[Task]: Locate the string "with" in the listing below. Copy every line where it is found.

[Source material]:
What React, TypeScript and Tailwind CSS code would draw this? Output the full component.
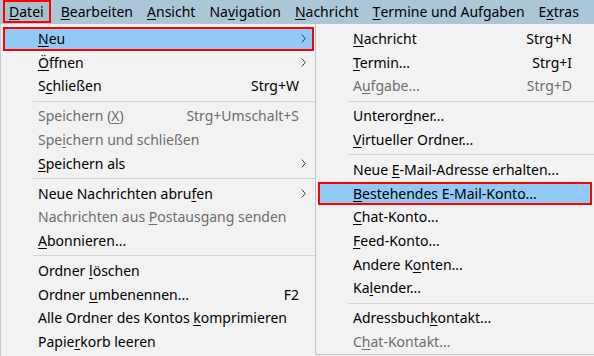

==

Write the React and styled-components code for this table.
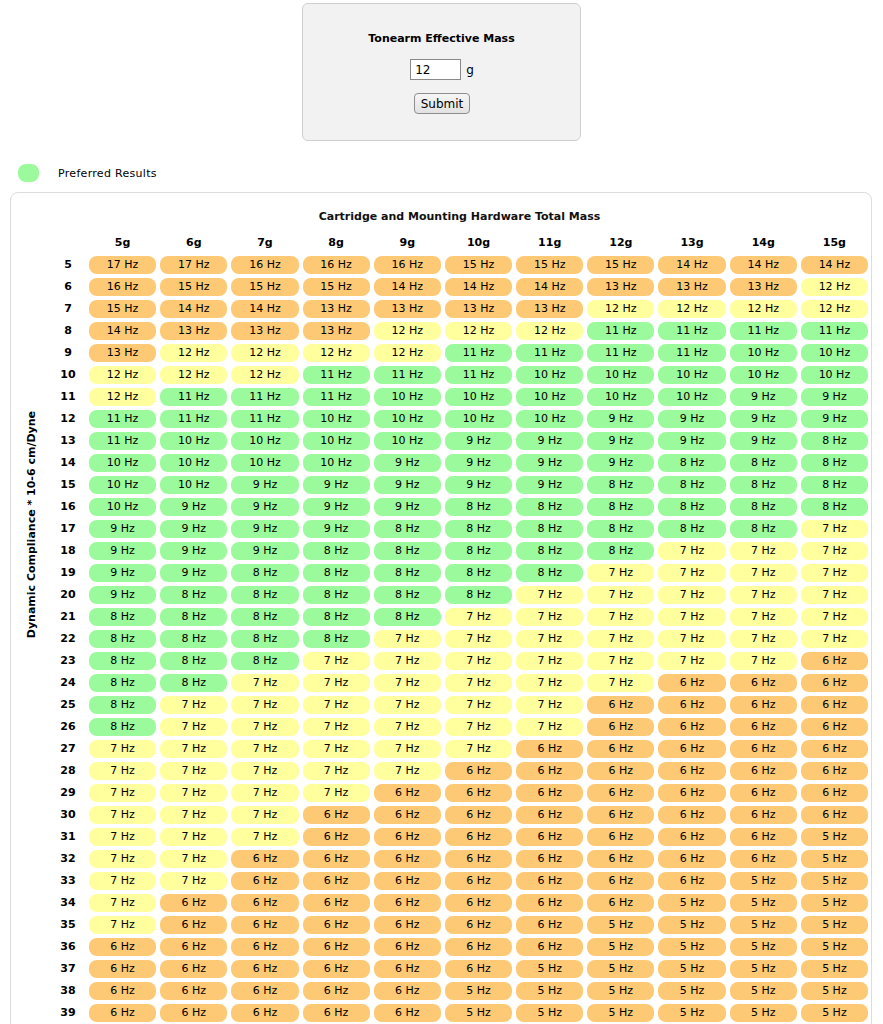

...

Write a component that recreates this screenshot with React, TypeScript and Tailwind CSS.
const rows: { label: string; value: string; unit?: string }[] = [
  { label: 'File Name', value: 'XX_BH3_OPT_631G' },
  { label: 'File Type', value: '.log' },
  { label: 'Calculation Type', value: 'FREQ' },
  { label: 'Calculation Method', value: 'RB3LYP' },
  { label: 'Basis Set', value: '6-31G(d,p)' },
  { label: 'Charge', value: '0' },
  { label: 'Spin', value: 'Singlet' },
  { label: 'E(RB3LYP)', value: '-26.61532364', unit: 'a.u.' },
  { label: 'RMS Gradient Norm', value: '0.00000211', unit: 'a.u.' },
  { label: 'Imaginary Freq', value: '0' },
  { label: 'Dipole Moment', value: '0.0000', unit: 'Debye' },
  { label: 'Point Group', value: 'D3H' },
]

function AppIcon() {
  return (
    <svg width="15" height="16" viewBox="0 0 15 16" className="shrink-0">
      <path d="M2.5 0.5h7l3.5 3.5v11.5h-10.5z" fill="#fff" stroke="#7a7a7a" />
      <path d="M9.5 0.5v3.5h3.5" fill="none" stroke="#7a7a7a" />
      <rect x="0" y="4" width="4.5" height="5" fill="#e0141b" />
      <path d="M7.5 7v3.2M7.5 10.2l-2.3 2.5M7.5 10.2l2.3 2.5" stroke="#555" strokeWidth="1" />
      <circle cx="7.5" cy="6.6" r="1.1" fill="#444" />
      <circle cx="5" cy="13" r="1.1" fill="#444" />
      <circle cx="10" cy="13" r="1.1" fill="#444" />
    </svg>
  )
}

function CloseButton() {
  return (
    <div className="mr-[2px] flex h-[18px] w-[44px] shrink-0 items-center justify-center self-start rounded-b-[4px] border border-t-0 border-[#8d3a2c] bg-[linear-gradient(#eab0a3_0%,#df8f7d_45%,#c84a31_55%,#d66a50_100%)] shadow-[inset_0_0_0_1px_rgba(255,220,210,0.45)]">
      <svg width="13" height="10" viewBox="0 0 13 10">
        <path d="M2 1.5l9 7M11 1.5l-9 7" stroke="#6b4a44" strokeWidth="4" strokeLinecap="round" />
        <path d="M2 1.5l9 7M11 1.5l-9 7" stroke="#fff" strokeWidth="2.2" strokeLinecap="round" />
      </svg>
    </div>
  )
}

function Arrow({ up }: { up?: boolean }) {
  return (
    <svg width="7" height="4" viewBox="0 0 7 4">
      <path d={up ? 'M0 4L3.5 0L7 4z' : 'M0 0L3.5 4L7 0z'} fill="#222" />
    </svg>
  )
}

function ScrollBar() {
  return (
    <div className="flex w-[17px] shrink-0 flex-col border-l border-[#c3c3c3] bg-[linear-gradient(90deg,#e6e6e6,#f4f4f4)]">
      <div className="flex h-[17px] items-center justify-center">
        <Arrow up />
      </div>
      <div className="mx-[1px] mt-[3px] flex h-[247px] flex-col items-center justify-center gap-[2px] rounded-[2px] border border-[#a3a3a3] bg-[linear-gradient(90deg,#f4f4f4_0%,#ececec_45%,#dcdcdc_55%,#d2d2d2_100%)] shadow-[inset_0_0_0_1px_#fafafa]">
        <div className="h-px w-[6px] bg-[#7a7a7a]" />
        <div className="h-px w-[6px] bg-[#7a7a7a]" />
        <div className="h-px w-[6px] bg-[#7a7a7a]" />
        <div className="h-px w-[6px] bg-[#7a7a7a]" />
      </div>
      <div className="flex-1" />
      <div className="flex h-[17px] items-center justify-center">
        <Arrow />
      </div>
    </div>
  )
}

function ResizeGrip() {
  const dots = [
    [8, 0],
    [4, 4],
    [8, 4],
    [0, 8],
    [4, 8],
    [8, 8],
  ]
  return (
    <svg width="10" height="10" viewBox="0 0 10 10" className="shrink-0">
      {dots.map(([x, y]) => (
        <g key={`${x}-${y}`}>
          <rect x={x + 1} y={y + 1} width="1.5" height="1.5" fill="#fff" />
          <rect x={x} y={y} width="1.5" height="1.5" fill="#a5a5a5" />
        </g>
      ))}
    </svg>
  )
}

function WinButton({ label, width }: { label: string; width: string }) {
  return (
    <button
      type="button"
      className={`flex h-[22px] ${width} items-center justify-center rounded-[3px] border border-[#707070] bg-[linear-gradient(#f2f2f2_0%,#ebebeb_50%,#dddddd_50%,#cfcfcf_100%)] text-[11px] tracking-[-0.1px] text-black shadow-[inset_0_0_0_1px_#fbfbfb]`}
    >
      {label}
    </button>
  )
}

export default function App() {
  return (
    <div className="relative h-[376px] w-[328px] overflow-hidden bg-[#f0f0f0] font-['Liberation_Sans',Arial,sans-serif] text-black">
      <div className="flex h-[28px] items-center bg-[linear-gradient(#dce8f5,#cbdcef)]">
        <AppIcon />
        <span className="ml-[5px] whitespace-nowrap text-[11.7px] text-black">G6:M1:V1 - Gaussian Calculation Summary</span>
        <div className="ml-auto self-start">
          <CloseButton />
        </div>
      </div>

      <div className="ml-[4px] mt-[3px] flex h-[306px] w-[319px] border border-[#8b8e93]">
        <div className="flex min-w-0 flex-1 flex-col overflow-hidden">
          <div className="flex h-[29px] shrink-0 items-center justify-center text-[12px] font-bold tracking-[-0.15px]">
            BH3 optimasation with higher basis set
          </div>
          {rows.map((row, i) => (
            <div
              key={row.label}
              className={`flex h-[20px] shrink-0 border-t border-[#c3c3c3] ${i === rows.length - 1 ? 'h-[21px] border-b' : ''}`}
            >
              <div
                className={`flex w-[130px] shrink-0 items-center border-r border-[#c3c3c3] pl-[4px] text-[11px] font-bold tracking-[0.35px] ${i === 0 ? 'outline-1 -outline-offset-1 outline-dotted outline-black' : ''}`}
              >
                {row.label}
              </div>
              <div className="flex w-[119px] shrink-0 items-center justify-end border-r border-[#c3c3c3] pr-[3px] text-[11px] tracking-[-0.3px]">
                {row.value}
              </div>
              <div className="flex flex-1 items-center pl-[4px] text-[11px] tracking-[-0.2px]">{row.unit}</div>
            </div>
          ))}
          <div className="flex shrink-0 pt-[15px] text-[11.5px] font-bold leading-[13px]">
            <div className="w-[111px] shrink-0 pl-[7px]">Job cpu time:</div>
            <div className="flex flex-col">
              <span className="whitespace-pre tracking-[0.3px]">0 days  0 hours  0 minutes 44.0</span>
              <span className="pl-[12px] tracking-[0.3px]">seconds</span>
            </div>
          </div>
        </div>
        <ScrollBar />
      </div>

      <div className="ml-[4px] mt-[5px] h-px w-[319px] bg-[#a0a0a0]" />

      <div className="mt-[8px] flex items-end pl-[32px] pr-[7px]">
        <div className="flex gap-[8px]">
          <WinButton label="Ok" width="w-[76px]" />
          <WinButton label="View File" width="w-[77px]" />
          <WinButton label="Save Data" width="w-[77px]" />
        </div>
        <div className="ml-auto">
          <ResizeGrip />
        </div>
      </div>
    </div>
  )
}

[Worked solution]:
Write a component that recreates this screenshot with React, TypeScript and Tailwind CSS.
            BH3 optimasation with higher basis set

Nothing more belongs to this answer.